Stated goal =>
Print exactly the lines from the first one down to the line containing "import React from", both ends included, with no pictures and nothing else.

* start Source material *

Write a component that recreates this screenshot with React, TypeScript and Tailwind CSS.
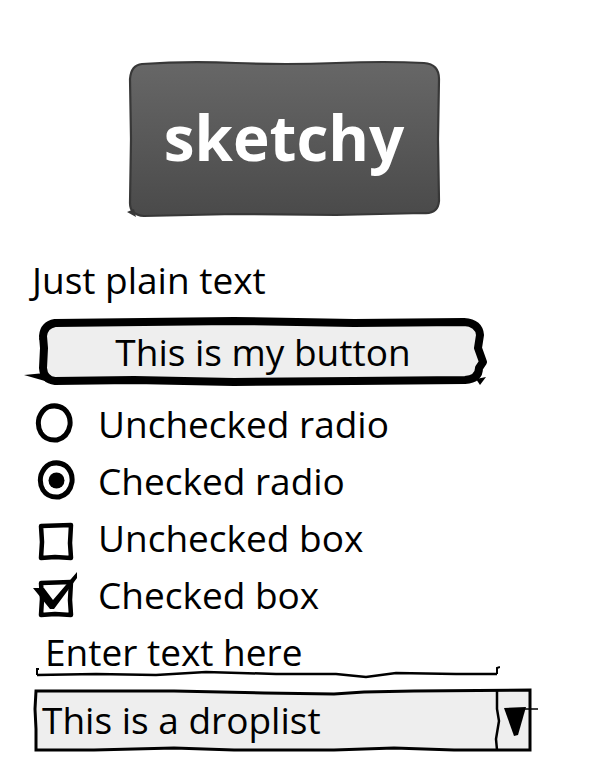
import React from "react";

function Logo() {
  return (
    <div className="relative ml-[126px] mt-[59px] flex h-[160px] w-[316px] items-center justify-center">
      <svg className="absolute inset-0" width="316" height="160" viewBox="0 0 316 160">
        <defs>
          <linearGradient id="lg" x1="0" y1="0" x2="0" y2="1">
            <stop offset="0" stopColor="#676767" />
            <stop offset="1" stopColor="#4a4a4a" />
          </linearGradient>
        </defs>
        <path
          d="M16,5 Q60,2 110,4 T210,4 T298,4 Q313,5 313,20 L312,80 L313,142 Q312,155 298,154 L210,156 L110,155 L18,157 Q4,156 4,144 L5,80 L4,20 Q5,6 16,5 Z"
          fill="url(#lg)"
          stroke="#383838"
          strokeWidth="2.2"
        />
        <path d="M1,153 L8,150 L10,158 Z" fill="#383838" />
      </svg>
      <span className="relative -mt-[4px] text-[62px] font-bold leading-none text-white">sketchy</span>
    </div>
  );
}

function Radio({ checked }: { checked?: boolean }) {
  return (
    <svg width="42" height="42" viewBox="0 0 42 42">
      <path
        d="M14,4 Q23,1 30,6 Q37,12 36,22 Q34,34 23,37 Q12,38 7,30 Q3,23 5,15 Q8,7 14,4 Z"
        fill="none"
        stroke="#000"
        strokeWidth="5"
      />
      {checked && <circle cx="20.5" cy="20.5" r="8" fill="#000" />}
    </svg>
  );
}

function Box({ checked }: { checked?: boolean }) {
  return (
    <svg width="46" height="46" viewBox="0 0 46 46" className="overflow-visible">
      <path d="M6,10 L36,9 L35,27 L36,42 L20,41 L6,42 L7,26 Z" fill="none" stroke="#000" strokeWidth="4.5" strokeLinejoin="round" />
      {checked && <path d="M-2,15 L9,15 L18,27 L42,-1 L42,5 L19,36 L15,36 Z" fill="#000" />}
    </svg>
  );
}

function Row({ children }: { children: React.ReactNode }) {
  return <div className="flex h-[57px] items-center text-[37px] leading-[57px]">{children}</div>;
}

export default function App() {
  return (
    <div className="flex h-[784px] w-[590px] flex-col overflow-hidden bg-white font-['Open_Sans',sans-serif] text-black">
      <Logo />
      <div className="ml-[32px] mt-[37px] h-[48px] text-[37px] leading-[48px]">Just plain text</div>
      <div className="relative ml-[24px] mt-[13px] flex h-[69px] w-[464px] items-center justify-center pl-[14px]">
        <svg className="absolute inset-0" width="464" height="69" viewBox="0 0 464 69">
          <path
            d="M31,6 L120,5 L210,4 L330,6 L440,5 Q455,6 456,18 L454,31 L459,45 L455,51 Q455,62 441,63 L330,64 L210,65 L110,63 L31,64 Q20,63 19,51 L20,31 L19,19 Q20,8 31,6 Z"
            fill="#eeeeee"
            stroke="#000"
            strokeWidth="8"
            strokeLinejoin="round"
          />
          <path d="M0,58 L21,56 L28,66 Z" fill="#000" />
          <path d="M15,22 L22,12 L20,28 Z" fill="#000" />
          <path d="M452,62 L462,60 L456,68 Z" fill="#000" />
        </svg>
        <span className="relative text-[37px] leading-[69px]">This is my button</span>
      </div>
      <div className="ml-[34px] mt-[9px] flex flex-col">
        <Row>
          <div className="flex w-[64px]"><Radio /></div>
          <span>Unchecked radio</span>
        </Row>
        <Row>
          <div className="flex w-[64px] pl-[2px]"><Radio checked /></div>
          <span>Checked radio</span>
        </Row>
        <Row>
          <div className="flex w-[64px] pl-[1px] pt-[2px]"><Box /></div>
          <span>Unchecked box</span>
        </Row>
        <Row>
          <div className="flex w-[64px] pl-[1px] pt-[2px]"><Box checked /></div>
          <span>Checked box</span>
        </Row>
      </div>
      <div className="relative ml-[36px] flex h-[57px] w-[464px] items-center pl-[9px] text-[37px] leading-[57px]">
        <span>Enter text here</span>
        <svg className="absolute left-0 top-[42px]" width="464" height="14" viewBox="0 0 464 14">
          <path d="M1,10 L60,9 L120,10 L170,7 L240,9 L300,9 L330,12 L360,8 L420,9 L461,9" fill="none" stroke="#000" strokeWidth="2.5" />
          <path d="M1,10 L1,4 L3,4 M461,9 L461,3 L464,2" fill="none" stroke="#000" strokeWidth="2" />
        </svg>
      </div>
      <div className="relative ml-[34px] mt-[9px] flex h-[62px] w-[498px] items-center pl-[8px] text-[37px] leading-[62px]">
        <svg className="absolute inset-0 overflow-visible" width="498" height="62" viewBox="0 0 498 62">
          <path
            d="M2,2 L60,2 L140,2 L230,4 L300,5 L330,3 L380,2 L496,1 L496,61 L420,61 L360,59 L300,61 L200,61 L140,59 L60,61 L2,61 L2,40 L1,20 Z"
            fill="#eeeeee"
            stroke="#000"
            strokeWidth="3"
          />
          <path d="M463,2 L463,20 L465,32 L462,50 L463,61" fill="none" stroke="#000" strokeWidth="2.5" />
          <path d="M470,19 L492,18 L484,46 L480,47 Z" fill="#000" />
          <path d="M488,20 L504,20" fill="none" stroke="#000" strokeWidth="1.5" />
        </svg>
        <span className="relative">This is a droplist</span>
      </div>
    </div>
  );
}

* end Source material *

Output of the task =>
Write a component that recreates this screenshot with React, TypeScript and Tailwind CSS.
import React from "react";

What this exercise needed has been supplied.